Earlier this year I was thinking back to my childhood and how there were games that I would spend 60, 70, 80 hours playing. Back then I had access to very few games so I spent a lot of time with the ones I had. I remember wondering to myself whether there would ever be a new game that I could sink that many hours into as an adult. These days I have such little free time and such an overabundance of games to play, many of which I can download in minutes, that dedicating an extended amount of time to a single game has become a rare occurrence. It really takes something special, a game so polished in every capacity that it makes me ignore new releases and instead focus on completing every little quest, every side mission, every Witcher contract out there. After 150+ hours, I can safely say that The Witcher 3 is that game. I tip my hat to you, CDPR, and I await the imminent approach of Cyberpunk 2077 with bated breath.

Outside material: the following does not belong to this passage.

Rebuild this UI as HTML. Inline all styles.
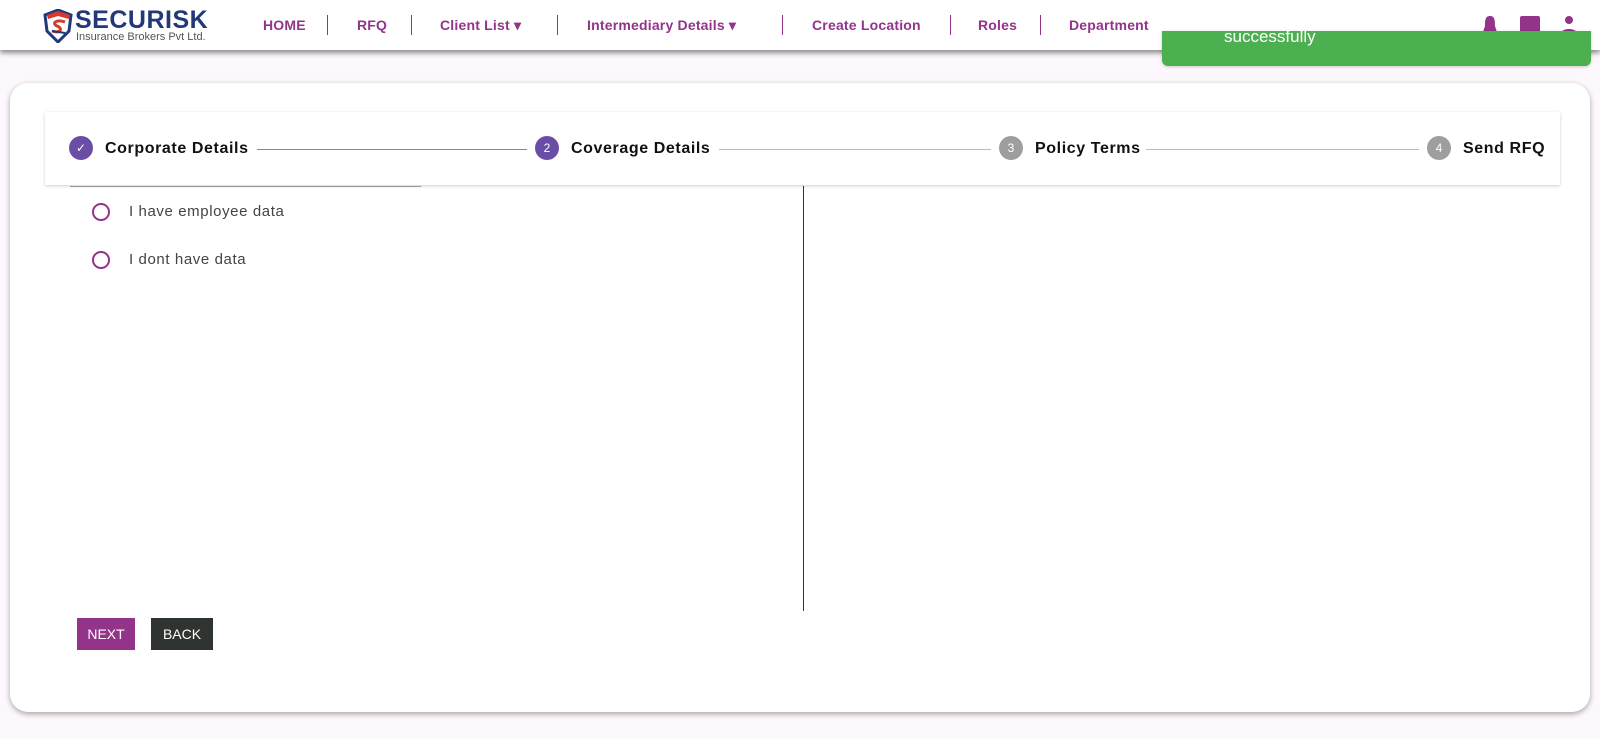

Well, that’s that! Hope you enjoyed the list! I had a lot of fun playing and critiquing all these games and I hope you had fun reading my ramblings. Happy 2016 everyone!


Past lists:

For the parser:

1. The Witcher III: Wild Hunt ; Great writing and world-building.
2. Fallout 4 ; Colorful wasteland, good shooter mechanics.
3. Dark Souls II: Scholar of the First Sin ; Better than Dark Souls 1.
4. Rise of the Tomb Raider ; Continuation of what made TR2013 great.
5. Tales from the Borderlands ; Great story and voice acting.
6. Heroes of the Storm ; MOBA that strips out unnecessary complexity.
7. WildStar: Reloaded ; The MMO for people sick of MMOs.
8. Resident Evil HD Remaster ; A remaster of one of the best survival horror games.
9. Call of Duty: Black Ops III ; Fun, bombastic campaign.


Feb 10, 2011
1. Bloodborne ; A game that took me a few tries to keep at. Fantastic atmosphere and gameplay.
2. Metal Gear Solid 5: The Phantom Pain ; Best gameplay of the year
3. Cities: Skylines ; Most fun Ive had with a city builder in some time


Neo Member
Jun 4, 2012
1. Life is Strange ; Life is Strange made me experience things that I never have in other video games. My most intense gaming moments in 2015 didn't involve running from a monster or shooting down a giant robot: they involved
talking a girl down from suicide
(Ep. 2) and
choosing the fate of my best friend
(Ep. 5).
2. Crypt of the Necrodancer ; I had a similar idea for a game back when I was in high school. When I heard that someone was actually making the game, I knew instantly that I would love it. The music is incredible, the gameplay is incredible. I still jump in for a run regularly!
3. Ori and the Blind Forest ; This game is absolutely beautiful. I hadn't played a Metroidvania in a while and this game reinvigorated my taste for them. The fantastic movement made up for the lacking combat. The only frustration was being prevented from returned to dungeons after clearing them.
4. Rocket League ; I first heard of Rocket League from the Beastcast. It seemed like this game surprised the gaming world just as much as it surprised me. When I finally got my hands on the game, I somehow managed to sink many hours into a game about soccer and cars. Clearly they did something right!
5. Axiom Verge ; This game surprised me every step of the way. I feel that I've played enough Metroidvania to know the standard items you'll can expect to find along the way (high jump, crawling, more powerful weapons) but Axiom Verge managed to play on the expectations and give me something similar, yet different at the same time.
6. Soma ; Fantastic story and atmosphere. A few of the monster encounters were tedious and some crashes made me lose progress but overall Soma was an excellent experience.